12 December 2007

Chaque Mot A Son Histoire

It was probably inevitable that the kid who used to read the dictionary would want to be an etymologist when she grew up. Deprived, at university, of the areas of linguistics that really interested me, I made do with semantic change - how the meaning of words changes over time. The key word there is how because no one has come up with a completely convincing explanation of why meaning changes over time (or why language changes over time), least of all why a meaning changed in a particular way within a particular speech community at a particular time.

In my second year course on the history of the French language, I remember struggling with an essay entitled something like, "There are no halfway decent theories explaining semantic change; instead, 'chaque mot a son histoire.' Discuss." My problem was that once I got started on the project of researching the history of assorted words (thanks, in part to the wonderful Trésor de la langue française), I found it hard to stop. I think this is true of people in general: tell someone all about the joys of X-bar theory and you will, most likely, be met with blank stares, whereas a neat little anecdote of a "just-so story" of etymology can be far more interesting in an ORLY kinda way. For example:

One of the biggest pains for English folks learning French or Italian is the discovery that in the Romance languages, you don't miss other people; instead, they are lacking to you. "I miss you" thus becomes tu me manques in French and mi manchi in Italian (pronounced [mee mankee] - delightful).

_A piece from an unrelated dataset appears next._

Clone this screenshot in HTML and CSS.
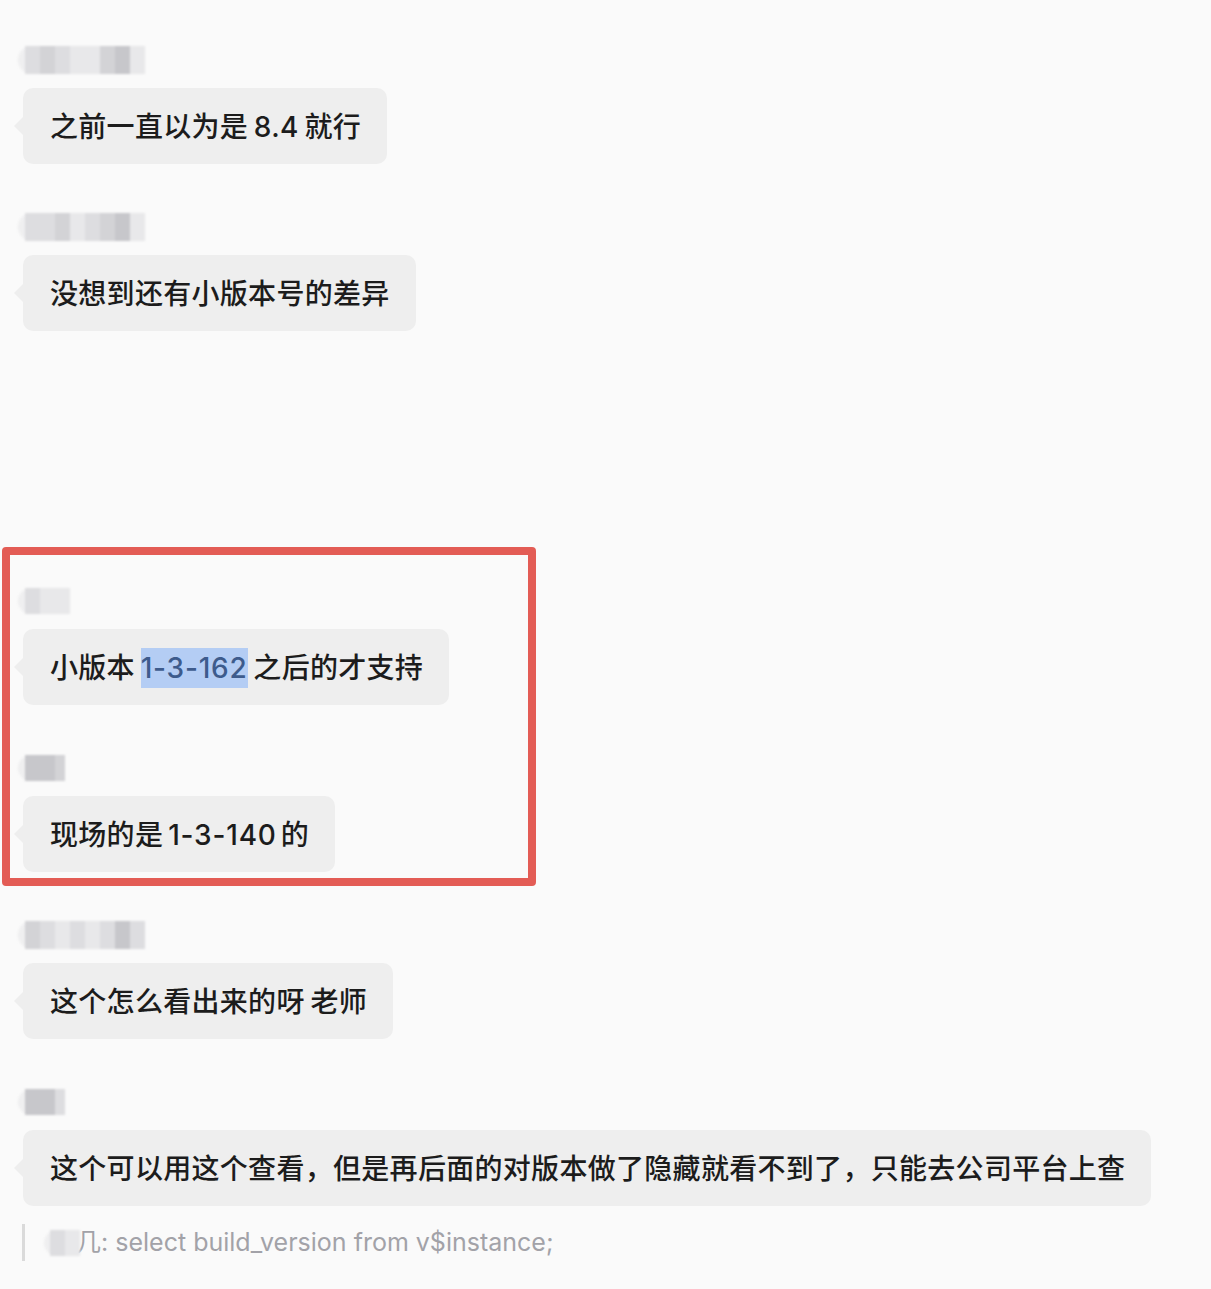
FILE: index.html
```html
<!DOCTYPE html>
<html lang="zh-CN">
<head>
<meta charset="utf-8">
<title>群聊记录</title>
<link rel="stylesheet" href="styles.css">
</head>
<body>
<main class="chat">
  <div class="msg">
    <div class="name"><i class="t2"></i><i class="t3"></i><i class="t2"></i><i class="t1"></i><i class="t1"></i><i class="t3"></i><i class="t4"></i><i class="t1"></i></div>
    <div class="bubble">之前一直以为是 8.4 就行</div>
  </div>
  <div class="msg">
    <div class="name"><i class="t2"></i><i class="t2"></i><i class="t3"></i><i class="t1"></i><i class="t2"></i><i class="t3"></i><i class="t4"></i><i class="t1"></i></div>
    <div class="bubble">没想到还有小版本号的差异</div>
  </div>

  <section class="marked">
    <div class="msg">
      <div class="name short"><i class="t2"></i><i class="t1"></i><i class="t1"></i></div>
      <div class="bubble">小版本 <span class="sel num">1-3-162</span> 之后的才支持</div>
    </div>
    <div class="msg">
      <div class="name short"><i class="t4"></i><i class="t4"></i><i class="t3 narrow"></i></div>
      <div class="bubble">现场的是<span class="num gap">1-3-140</span>的</div>
    </div>
  </section>

  <div class="msg">
    <div class="name"><i class="t3"></i><i class="t2"></i><i class="t1"></i><i class="t2"></i><i class="t1"></i><i class="t2"></i><i class="t4"></i><i class="t2"></i></div>
    <div class="bubble">这个怎么看出来的呀 老师</div>
  </div>
  <div class="msg">
    <div class="name short"><i class="t4"></i><i class="t4"></i><i class="t2 narrow"></i></div>
    <div class="bubble">这个可以用这个查看，但是再后面的对版本做了隐藏就看不到了，只能去公司平台上查</div>
  </div>

  <blockquote class="quote">
    <span class="name inline"><i class="t2"></i><i class="t1"></i></span><span class="quote-text">几: select build_version from v$instance;</span>
  </blockquote>
</main>
</body>
</html>
```

FILE: styles.css
```css
*,
*::before,
*::after {
  box-sizing: border-box;
}

html,
body {
  margin: 0;
  background: #fafafa;
}

body {
  font-family: "Inter", "Noto Sans CJK SC", sans-serif;
  color: #1c1c1c;
}

.chat {
  display: flex;
  flex-direction: column;
  align-items: flex-start;
  padding: 46px 0 40px 23px;
}

.msg {
  display: flex;
  flex-direction: column;
  align-items: flex-start;
}

.msg + .msg,
.marked + .msg {
  margin-top: 49px;
}

/* pixelated sender name */
.name {
  display: flex;
  height: 28px;
  margin: 0 0 14px -5px;
  padding-left: 7px;
  border-radius: 14px 4px 4px 14px;
  background: #efeff0;
  filter: blur(1px);
}

.name.short {
  height: 26px;
  margin-top: 1px;
  margin-bottom: 15px;
}

.name i {
  display: block;
  width: 15px;
  height: 100%;
}

.name i.narrow {
  width: 10px;
}

.name .t1 { background: #e8e8ea; }
.name .t2 { background: #dddde0; }
.name .t3 { background: #d3d3d6; }
.name .t4 { background: #c7c7cb; }

/* message bubble with tail */
.bubble {
  position: relative;
  background: #eeeeee;
  border-radius: 10px;
  padding: 19px 26px 17px 27px;
  font-size: 28px;
  font-weight: 500;
  letter-spacing: 0.3px;
  word-spacing: -2px;
  line-height: 40px;
  white-space: nowrap;
}

.bubble::before {
  content: "";
  position: absolute;
  left: -9px;
  top: 50%;
  margin-top: -9px;
  border-style: solid;
  border-width: 9px 9px 9px 0;
  border-color: transparent #eeeeee transparent transparent;
}

.num {
  letter-spacing: 0.8px;
}

.num.gap {
  margin: 0 4px 0 5px;
}

.sel {
  display: inline-block;
  background: #b4cdf4;
  color: #3d5b8c;
}

/* annotated group */
.marked {
  position: relative;
  margin-top: 256px;
  display: flex;
  flex-direction: column;
  align-items: flex-start;
}

.marked::after {
  content: "";
  position: absolute;
  left: -21px;
  top: -40px;
  width: 534px;
  bottom: -14px;
  border: 8px solid #e35c55;
  border-radius: 4px;
  pointer-events: none;
}

/* quoted reply */
.quote {
  display: flex;
  align-items: center;
  margin: 18px 0 0 -1px;
  padding-left: 19px;
  height: 37px;
  border-left: 3px solid #dadada;
  font-size: 25px;
  line-height: 37px;
  color: #a2a2a8;
}

.name.inline {
  height: 26px;
  margin: 0;
  padding-left: 6px;
  border-radius: 13px 4px 4px 13px;
}

.quote-text {
  margin-left: -4px;
}
```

Mancare in Italian ("to be lacking") comes from the adjective manco ("lacking"; also "left-handed") itself evolved from the Vulgar Latin mancus "maimed, infirm." Your absence maims me? Nice... Mancus itself is probably from manus, the Latin for "hand." I have a wounded hand for you?

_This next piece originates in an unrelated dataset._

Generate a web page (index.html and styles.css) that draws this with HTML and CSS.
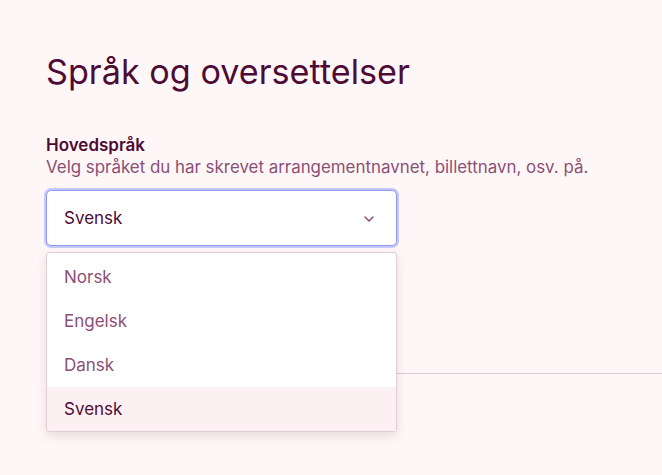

English didn't really do much better, I suppose: "to miss" developed from the Old English missan "to fail to hit." This concrete meaning was metaphorically extended (as is common) to incorporate the abstract sense "to fail to get what one wanted" and then the abstract sense "to perceive with regret the absence or loss of (something or someone)" by the 15th century. "I missed you," of course, takes on a whole other meaning when uttered by a thwarted assassin whose gunshot went astray. A language is perfectly "happy" for a verb to connote both an abstract and a concrete meaning in tandem (polysemy is one of the mechanisms by which meaning can change) and context usually rules here.